Start of Stored data

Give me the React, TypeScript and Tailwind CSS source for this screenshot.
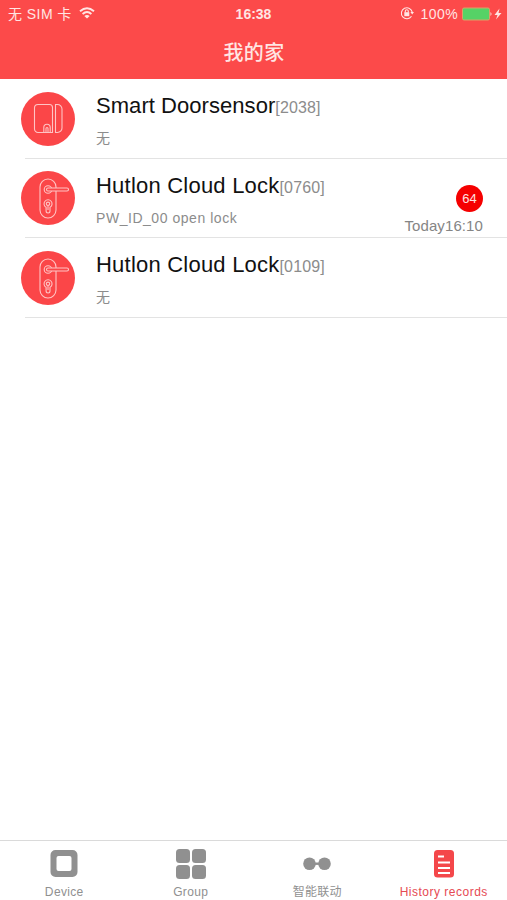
import React from "react";

const cjk = 'font-["Liberation_Sans","Noto_Sans_CJK_SC",sans-serif]';

function DoorSensorIcon() {
  return (
    <svg width="54" height="54" viewBox="0 0 54 54" fill="none" stroke="#ffc4c4" strokeWidth="1.1">
      <path d="M17 12.500H28.500A3 3 0 0 1 31.500 15.500V40.500H17A3.500 3.500 0 0 1 13.500 37V16A3.500 3.500 0 0 1 17 12.500Z" />
      <path d="M34.500 12.500H36.500A4.500 4.500 0 0 1 41 17V36A4.500 4.500 0 0 1 36.500 40.500H34.500Z" />
      <path d="M22.800 40V35.500A3.200 3.200 0 0 1 29.200 35.500V40M25 40V36.500A1 1 0 0 1 27 36.500V40" />
    </svg>
  );
}

function LockIcon() {
  return (
    <svg width="54" height="54" viewBox="0 0 54 54" fill="none" stroke="#ffc4c4" strokeWidth="1.1">
      <rect x="19" y="8" width="16" height="39" rx="8" />
      <circle cx="27" cy="18.500" r="3.800" />
      <path d="M27 17H46A1.500 1.500 0 0 1 46 20H27A1.500 1.500 0 0 1 27 17Z" fill="#fb4648" />
      <path d="M25.100 36.300A4 4 0 1 1 29 36.300V40A1.900 1.900 0 0 1 25.100 40Z" />
      <circle cx="27" cy="32.800" r="1.700" />
      <path d="M27 34.500V39" />
    </svg>
  );
}

type RowProps = {
  icon: React.ReactNode;
  name: string;
  id: string;
  detail: string;
  spacing: string;
  count?: number;
  time?: string;
};

function Row({ icon, name, id, detail, spacing, count, time }: RowProps) {
  return (
    <li className="flex h-[79.5px] pl-[21px]">
      <div className="mt-[12.5px] h-[54px] w-[54px] shrink-0 rounded-full bg-[#fb4648]">{icon}</div>
      <div className="ml-[21px] min-w-0 flex-1 pt-[14px]">
        <div className="h-[26px] whitespace-nowrap text-[22px] leading-[26px] text-[#111]">
          <span className={spacing}>{name}</span>
          <span className="text-[16px] tracking-[0.15px] text-[#8c8c8c]">{id}</span>
        </div>
        <div className="mt-[9px] h-5 whitespace-nowrap text-[14px] leading-5 tracking-[0.54px] text-[#8c8c8c]">{detail}</div>
      </div>
      {count !== undefined && (
        <div className="flex flex-col items-end pr-[24px] pt-[26px]">
          <div className="h-[27px] w-[27px] rounded-full bg-[#f50000] text-center text-[13px] leading-[27px] text-[#ffe0e0]">{count}</div>
          <div className="mt-[4px] h-5 text-[15px] leading-5 tracking-[0.1px] text-[#858585]">{time}</div>
        </div>
      )}
    </li>
  );
}

function Divider() {
  return <li className="-mt-px ml-[25px] h-px bg-[#e3e3e3]" />;
}

function Tab({ icon, label, active = false, spacing = "" }: { icon: React.ReactNode; label: string; active?: boolean; spacing?: string }) {
  return (
    <div className={"flex flex-1 flex-col items-center pt-[7px] " + (active ? "text-[#e64a53]" : "text-[#909090]")}>
      <div className="h-8">{icon}</div>
      <div className={"mt-[4px] whitespace-nowrap text-[12px] leading-4 " + spacing}>{label}</div>
    </div>
  );
}

export default function App() {
  return (
    <main className={"flex h-[900px] w-[507px] flex-col overflow-hidden bg-white " + cjk}>
      <header className="h-[79px] shrink-0 bg-[#fc4a4a] text-[#ffe5e3]">
        <div className="grid h-[28px] grid-cols-3 items-center text-[14px] leading-[28px]">
          <div className="flex items-center pl-2">
            <span className="whitespace-nowrap tracking-[0.45px]">无 SIM 卡</span>
            <svg className="ml-[7px] -mt-[2px]" width="16" height="12" viewBox="0 0 16 12" fill="none" stroke="currentColor" strokeWidth="1.900">
              <path d="M1 4.300Q8-2 15 4.300M3.600 7Q8 3 12.400 7" />
              <path d="M8 11.500L5.300 8.900Q8 6.900 10.700 8.900Z" fill="currentColor" stroke="none" />
            </svg>
          </div>
          <div className="text-center font-bold">16:38</div>
          <div className="flex items-center justify-end pr-[5px]">
            <svg className="-mt-[2px]" width="14" height="14" viewBox="0 0 14 14" fill="none" stroke="currentColor" strokeWidth="1.100">
              <path d="M11.500 10.300A5.500 5.500 0 1 1 12.300 6.300" />
              <path d="M10.400 6H14L12.200 8.500Z" fill="currentColor" stroke="none" />
              <rect x="4.300" y="6.200" width="5" height="4" fill="currentColor" stroke="none" />
              <path d="M5.300 6.500V5.200A1.500 1.500 0 0 1 8.300 5.200V6.500" />
            </svg>
            <span className="ml-[7px] tracking-[0.4px]">100%</span>
            <svg className="ml-[4px] -mt-[1px]" width="31" height="14" viewBox="0 0 31 14">
              <rect x="0.500" y="1" width="27" height="12" rx="1.500" fill="#56d266" stroke="#d9a267" />
              <path d="M28.500 5Q30.500 7 28.500 9Z" fill="#ffe5e3" />
            </svg>
            <svg className="ml-[1px] -mt-[1px]" width="8" height="12" viewBox="0 0 8 12" fill="currentColor">
              <path d="M5.500 0.500L0.500 7H3.500L2 11.500L7.500 5H4.500Z" />
            </svg>
          </div>
        </div>
        <h1 className="h-[50px] pl-[1px] text-center text-[20px] font-medium leading-[50px] tracking-[0.4px]">我的家</h1>
      </header>

      <ul className="flex-1">
        <Row icon={<DoorSensorIcon />} name="Smart Doorsensor" id="[2038]" detail="无" spacing="tracking-[0.05px]" />
        <Divider />
        <Row icon={<LockIcon />} name="Hutlon Cloud Lock" id="[0760]" detail="PW_ID_00 open lock" spacing="tracking-[0.22px]" count={64} time="Today16:10" />
        <Divider />
        <Row icon={<LockIcon />} name="Hutlon Cloud Lock" id="[0109]" detail="无" spacing="tracking-[0.22px]" />
        <Divider />
      </ul>

      <nav className="flex h-[60px] shrink-0 border-t border-[#dadada] pl-px">
        <Tab
          label="Device"
          spacing="tracking-[0.35px]"
          icon={
            <svg width="32" height="32" viewBox="0 0 32 32">
              <path fill="currentColor" fillRule="evenodd" d="M7.500 2H24.500A5 5 0 0 1 29.500 7V24A5 5 0 0 1 24.500 29H7.500A5 5 0 0 1 2.500 24V7A5 5 0 0 1 7.500 2ZM10.500 8A2 2 0 0 0 8.500 10V21A2 2 0 0 0 10.500 23H21.500A2 2 0 0 0 23.500 21V10A2 2 0 0 0 21.500 8Z" />
            </svg>
          }
        />
        <Tab
          label="Group"
          spacing="tracking-[0.35px]"
          icon={
            <svg width="32" height="32" viewBox="0 0 32 32" fill="currentColor">
              <rect x="1" y="1" width="14" height="14" rx="3.500" />
              <rect x="17" y="1" width="14" height="14" rx="3.500" />
              <rect x="1" y="17" width="14" height="14" rx="3.500" />
              <rect x="17" y="17" width="14" height="14" rx="3.500" />
            </svg>
          }
        />
        <Tab
          label="智能联动"
          spacing="tracking-[0.3px]"
          icon={
            <svg width="32" height="32" viewBox="0 0 32 32" fill="currentColor">
              <circle cx="8.500" cy="15.700" r="6.300" />
              <circle cx="23.500" cy="15.700" r="6.300" />
              <rect x="12" y="14.500" width="8" height="2.400" />
            </svg>
          }
        />
        <Tab
          active
          label="History records"
          spacing="tracking-[0.5px]"
          icon={
            <svg width="32" height="32" viewBox="0 0 32 32">
              <rect x="6" y="2" width="20" height="27.500" rx="3.500" fill="#f4474a" />
              <path d="M10 8.500H16M10 14.500H22M10 20H22M10 25H22" stroke="#fff" strokeWidth="2" />
            </svg>
          }
        />
      </nav>
    </main>
  );
}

End of Stored data

Written exercise >>
Identify which lines contain the word "React" and copy each one.

Solution for this problem >>
Give me the React, TypeScript and Tailwind CSS source for this screenshot.
import React from "react";
  icon: React.ReactNode;
function Tab({ icon, label, active = false, spacing = "" }: { icon: React.ReactNode; label: string; active?: boolean; spacing?: string }) {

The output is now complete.